BEGIN Records shown

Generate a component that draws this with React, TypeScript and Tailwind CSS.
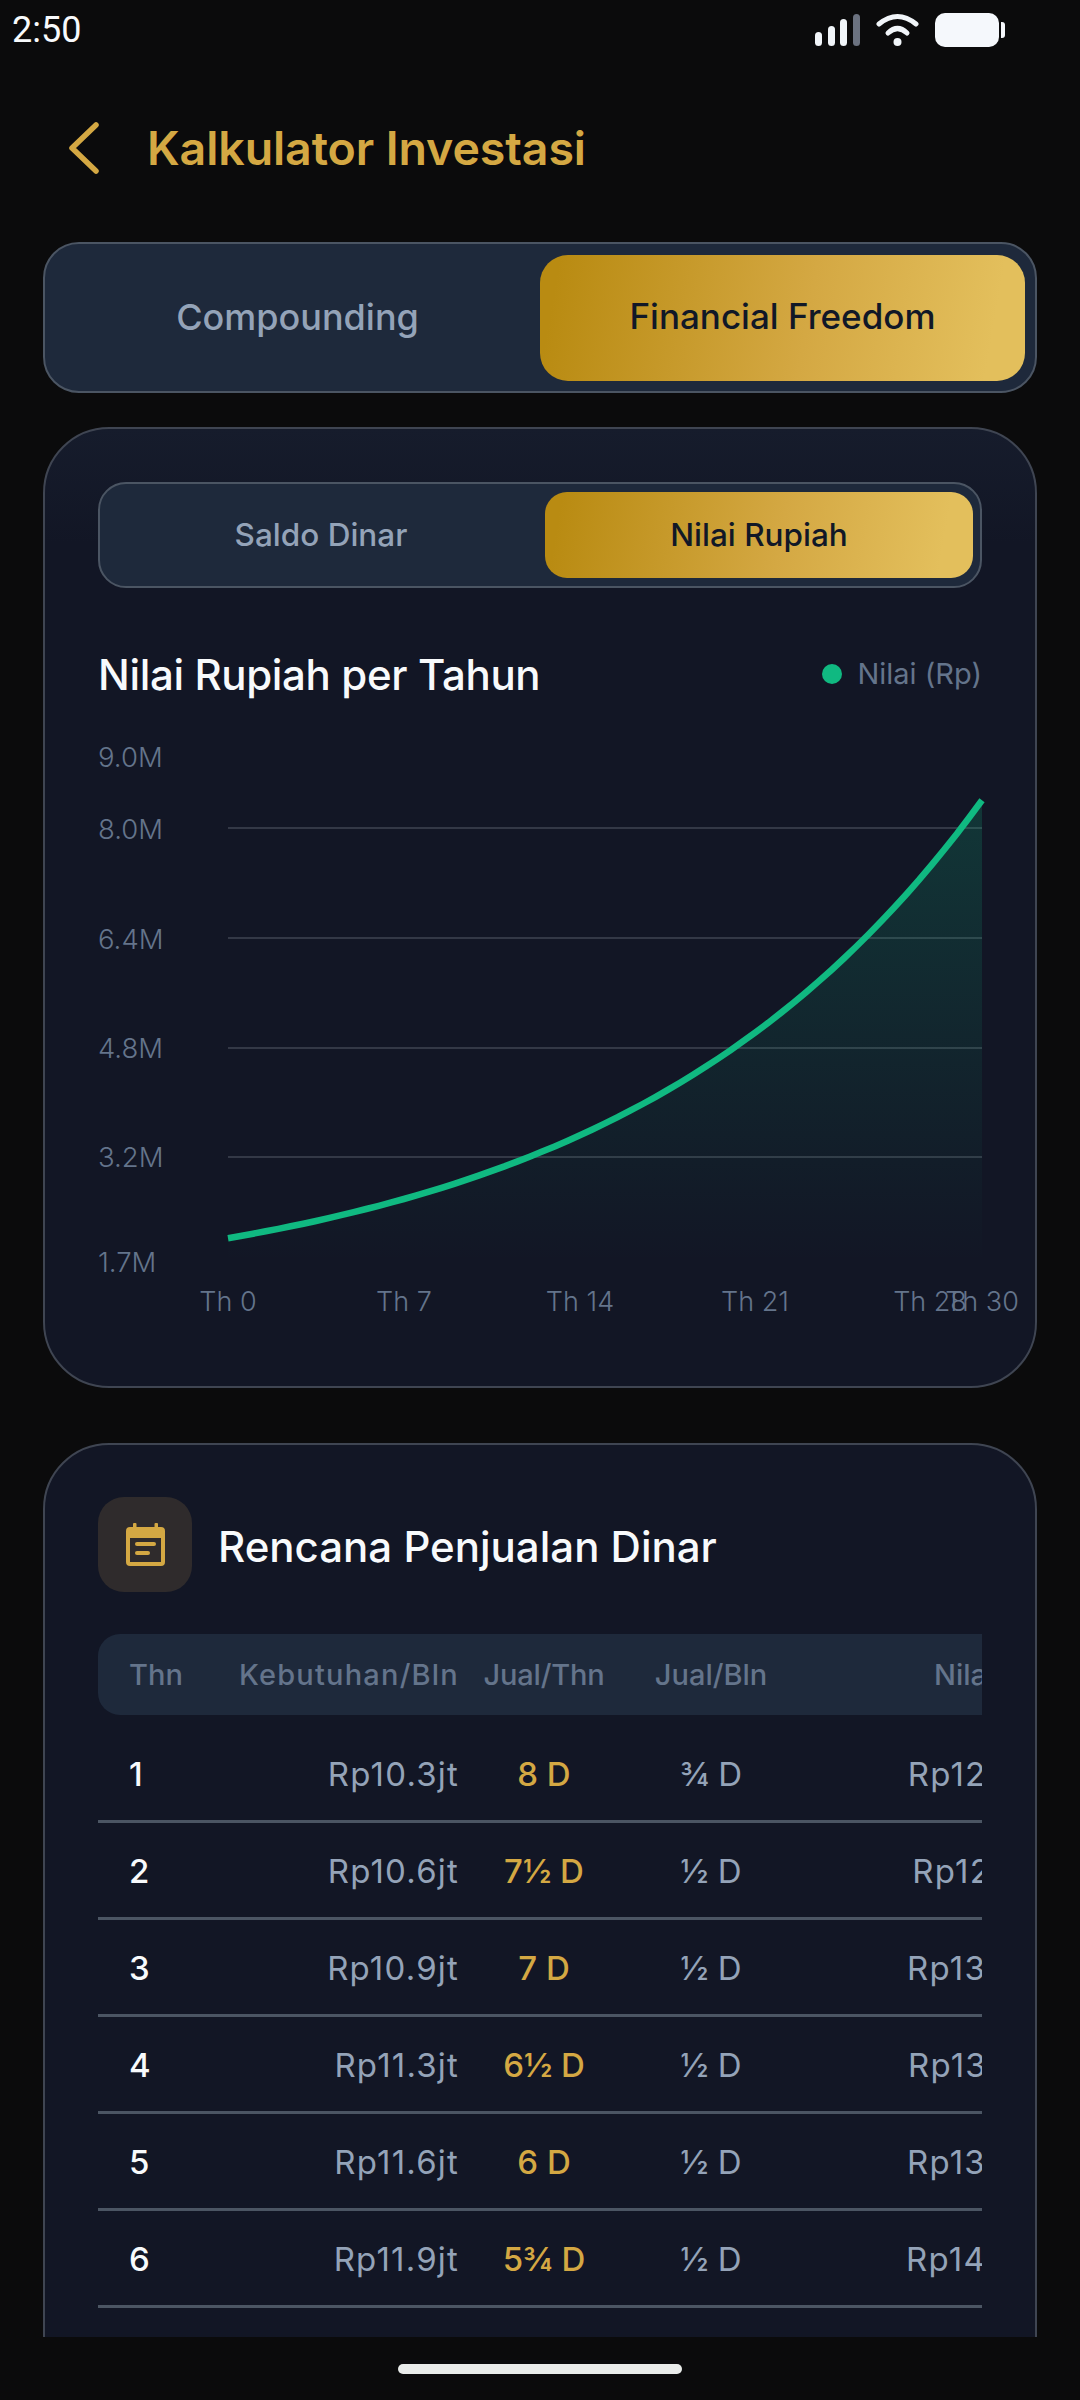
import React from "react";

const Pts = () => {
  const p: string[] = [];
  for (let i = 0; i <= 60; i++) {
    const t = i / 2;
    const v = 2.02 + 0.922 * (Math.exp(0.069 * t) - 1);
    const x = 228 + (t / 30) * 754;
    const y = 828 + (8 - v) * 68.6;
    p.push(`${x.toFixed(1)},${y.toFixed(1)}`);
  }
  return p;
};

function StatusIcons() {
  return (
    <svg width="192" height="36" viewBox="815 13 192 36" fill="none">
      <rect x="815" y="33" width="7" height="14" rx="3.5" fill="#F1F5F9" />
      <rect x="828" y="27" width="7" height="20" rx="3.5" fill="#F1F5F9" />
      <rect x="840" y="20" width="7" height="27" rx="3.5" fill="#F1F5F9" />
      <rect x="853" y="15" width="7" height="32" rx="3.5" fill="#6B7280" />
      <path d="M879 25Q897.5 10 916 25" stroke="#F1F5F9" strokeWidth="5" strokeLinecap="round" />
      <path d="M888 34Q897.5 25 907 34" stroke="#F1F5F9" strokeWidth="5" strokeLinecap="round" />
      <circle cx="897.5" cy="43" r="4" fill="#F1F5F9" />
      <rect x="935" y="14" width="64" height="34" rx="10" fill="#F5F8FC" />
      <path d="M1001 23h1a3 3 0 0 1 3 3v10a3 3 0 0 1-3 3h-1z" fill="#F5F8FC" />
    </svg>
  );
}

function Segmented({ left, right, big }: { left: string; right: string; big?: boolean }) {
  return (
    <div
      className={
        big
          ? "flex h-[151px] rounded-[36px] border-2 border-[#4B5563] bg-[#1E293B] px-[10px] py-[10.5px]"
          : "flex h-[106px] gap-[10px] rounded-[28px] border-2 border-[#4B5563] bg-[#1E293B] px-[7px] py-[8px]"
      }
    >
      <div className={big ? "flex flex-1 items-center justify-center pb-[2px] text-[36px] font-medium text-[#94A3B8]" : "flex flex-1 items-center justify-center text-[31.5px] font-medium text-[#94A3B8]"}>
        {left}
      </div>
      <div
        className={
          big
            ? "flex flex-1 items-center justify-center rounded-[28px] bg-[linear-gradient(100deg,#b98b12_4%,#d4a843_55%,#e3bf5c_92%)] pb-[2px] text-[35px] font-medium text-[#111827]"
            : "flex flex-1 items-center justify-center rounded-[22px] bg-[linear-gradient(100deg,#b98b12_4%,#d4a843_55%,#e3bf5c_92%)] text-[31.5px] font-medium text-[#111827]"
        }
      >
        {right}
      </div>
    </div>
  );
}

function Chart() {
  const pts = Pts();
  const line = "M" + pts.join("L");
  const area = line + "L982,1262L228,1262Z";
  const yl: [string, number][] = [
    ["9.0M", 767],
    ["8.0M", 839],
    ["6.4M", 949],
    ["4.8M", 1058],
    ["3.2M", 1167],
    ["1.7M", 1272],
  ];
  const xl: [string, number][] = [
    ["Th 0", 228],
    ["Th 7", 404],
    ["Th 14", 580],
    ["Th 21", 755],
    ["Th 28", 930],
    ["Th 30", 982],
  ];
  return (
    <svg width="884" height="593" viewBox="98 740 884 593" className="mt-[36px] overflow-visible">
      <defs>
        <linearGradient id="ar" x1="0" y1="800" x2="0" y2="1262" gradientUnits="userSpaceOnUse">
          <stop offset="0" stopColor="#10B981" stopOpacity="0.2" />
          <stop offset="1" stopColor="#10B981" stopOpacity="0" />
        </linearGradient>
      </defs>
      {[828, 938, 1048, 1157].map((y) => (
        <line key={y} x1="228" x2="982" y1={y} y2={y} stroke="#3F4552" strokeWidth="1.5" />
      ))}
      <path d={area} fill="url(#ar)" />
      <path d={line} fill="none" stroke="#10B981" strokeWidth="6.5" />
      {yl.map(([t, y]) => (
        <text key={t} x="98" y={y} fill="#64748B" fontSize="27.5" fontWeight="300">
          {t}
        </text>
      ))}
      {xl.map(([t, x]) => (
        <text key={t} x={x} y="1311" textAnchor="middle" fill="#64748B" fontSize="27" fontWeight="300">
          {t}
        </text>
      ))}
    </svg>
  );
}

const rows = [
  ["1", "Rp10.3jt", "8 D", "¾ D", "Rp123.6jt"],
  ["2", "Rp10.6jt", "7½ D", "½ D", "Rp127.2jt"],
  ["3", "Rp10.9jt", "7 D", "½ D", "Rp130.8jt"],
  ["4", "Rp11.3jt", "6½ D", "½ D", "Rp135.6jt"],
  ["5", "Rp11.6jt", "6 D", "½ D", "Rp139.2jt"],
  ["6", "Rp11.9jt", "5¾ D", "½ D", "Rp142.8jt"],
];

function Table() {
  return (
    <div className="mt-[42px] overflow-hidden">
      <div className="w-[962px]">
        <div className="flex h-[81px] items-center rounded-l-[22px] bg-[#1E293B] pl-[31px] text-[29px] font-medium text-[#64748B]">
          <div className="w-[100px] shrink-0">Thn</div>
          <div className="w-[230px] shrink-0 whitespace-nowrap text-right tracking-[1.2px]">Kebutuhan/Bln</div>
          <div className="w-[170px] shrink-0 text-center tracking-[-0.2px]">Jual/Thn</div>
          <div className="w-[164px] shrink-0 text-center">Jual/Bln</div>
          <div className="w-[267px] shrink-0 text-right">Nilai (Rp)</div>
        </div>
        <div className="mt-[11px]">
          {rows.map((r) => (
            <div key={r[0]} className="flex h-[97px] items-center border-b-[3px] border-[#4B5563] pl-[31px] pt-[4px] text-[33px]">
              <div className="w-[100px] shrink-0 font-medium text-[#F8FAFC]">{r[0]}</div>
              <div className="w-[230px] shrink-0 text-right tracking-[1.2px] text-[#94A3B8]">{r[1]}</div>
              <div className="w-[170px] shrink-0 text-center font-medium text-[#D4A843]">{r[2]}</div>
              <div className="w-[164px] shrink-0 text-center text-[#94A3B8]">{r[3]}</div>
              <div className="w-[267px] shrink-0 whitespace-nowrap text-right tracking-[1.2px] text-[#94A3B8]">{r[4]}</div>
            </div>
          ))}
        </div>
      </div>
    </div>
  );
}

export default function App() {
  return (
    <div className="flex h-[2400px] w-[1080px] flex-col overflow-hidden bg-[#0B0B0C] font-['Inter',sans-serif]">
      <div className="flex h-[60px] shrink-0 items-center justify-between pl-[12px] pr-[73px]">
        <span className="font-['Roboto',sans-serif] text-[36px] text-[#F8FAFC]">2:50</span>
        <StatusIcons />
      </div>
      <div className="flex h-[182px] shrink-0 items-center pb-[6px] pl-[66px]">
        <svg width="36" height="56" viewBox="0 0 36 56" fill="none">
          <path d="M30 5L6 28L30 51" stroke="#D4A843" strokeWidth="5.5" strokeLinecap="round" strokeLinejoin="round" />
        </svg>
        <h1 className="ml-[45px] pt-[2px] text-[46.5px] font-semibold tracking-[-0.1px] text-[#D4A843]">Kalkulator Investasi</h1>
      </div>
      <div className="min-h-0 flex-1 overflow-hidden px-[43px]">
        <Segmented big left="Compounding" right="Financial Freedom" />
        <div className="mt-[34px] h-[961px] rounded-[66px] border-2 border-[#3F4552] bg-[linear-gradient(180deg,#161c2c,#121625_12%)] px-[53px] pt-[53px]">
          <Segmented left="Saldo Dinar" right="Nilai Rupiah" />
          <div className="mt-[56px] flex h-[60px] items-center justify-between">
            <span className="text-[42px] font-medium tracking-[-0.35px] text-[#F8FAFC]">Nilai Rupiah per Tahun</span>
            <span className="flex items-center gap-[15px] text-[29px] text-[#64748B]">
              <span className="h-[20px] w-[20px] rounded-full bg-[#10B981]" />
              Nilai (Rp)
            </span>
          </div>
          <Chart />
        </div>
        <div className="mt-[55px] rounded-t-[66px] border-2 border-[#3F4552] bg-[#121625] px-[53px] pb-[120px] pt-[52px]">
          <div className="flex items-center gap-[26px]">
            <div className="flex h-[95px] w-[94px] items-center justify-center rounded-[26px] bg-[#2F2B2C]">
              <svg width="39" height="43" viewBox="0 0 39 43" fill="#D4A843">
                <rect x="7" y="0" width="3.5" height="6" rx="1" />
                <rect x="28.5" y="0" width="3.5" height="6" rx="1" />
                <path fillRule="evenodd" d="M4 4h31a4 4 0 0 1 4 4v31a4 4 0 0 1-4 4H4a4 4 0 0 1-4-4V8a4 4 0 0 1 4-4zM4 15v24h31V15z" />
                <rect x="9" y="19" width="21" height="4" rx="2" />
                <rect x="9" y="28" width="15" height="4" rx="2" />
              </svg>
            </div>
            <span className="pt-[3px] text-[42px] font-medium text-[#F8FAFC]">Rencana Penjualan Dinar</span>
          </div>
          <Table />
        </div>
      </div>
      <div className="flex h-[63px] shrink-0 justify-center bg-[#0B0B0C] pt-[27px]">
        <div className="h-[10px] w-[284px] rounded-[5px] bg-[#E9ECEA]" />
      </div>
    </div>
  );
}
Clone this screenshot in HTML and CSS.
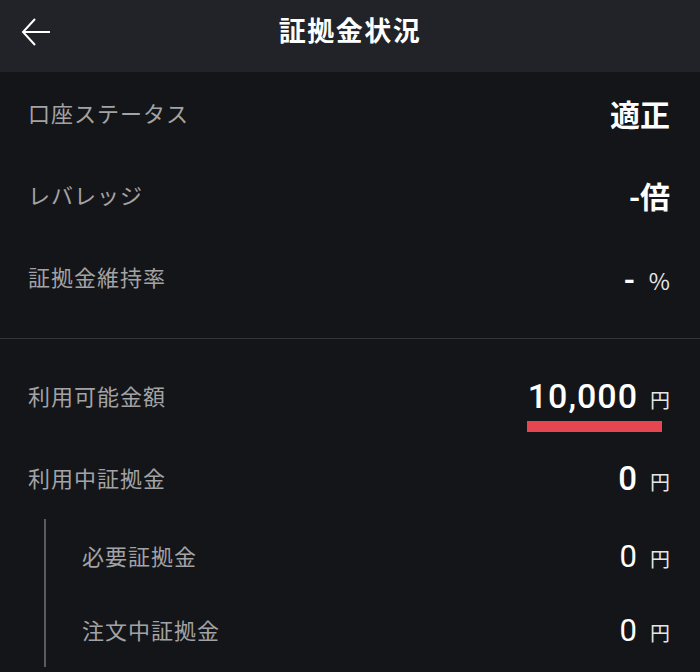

END Records shown

What is expected:
From the records above, pull out every line containing the word "this".

Task answer:
Generate a component that draws this with React, TypeScript and Tailwind CSS.
Clone this screenshot in HTML and CSS.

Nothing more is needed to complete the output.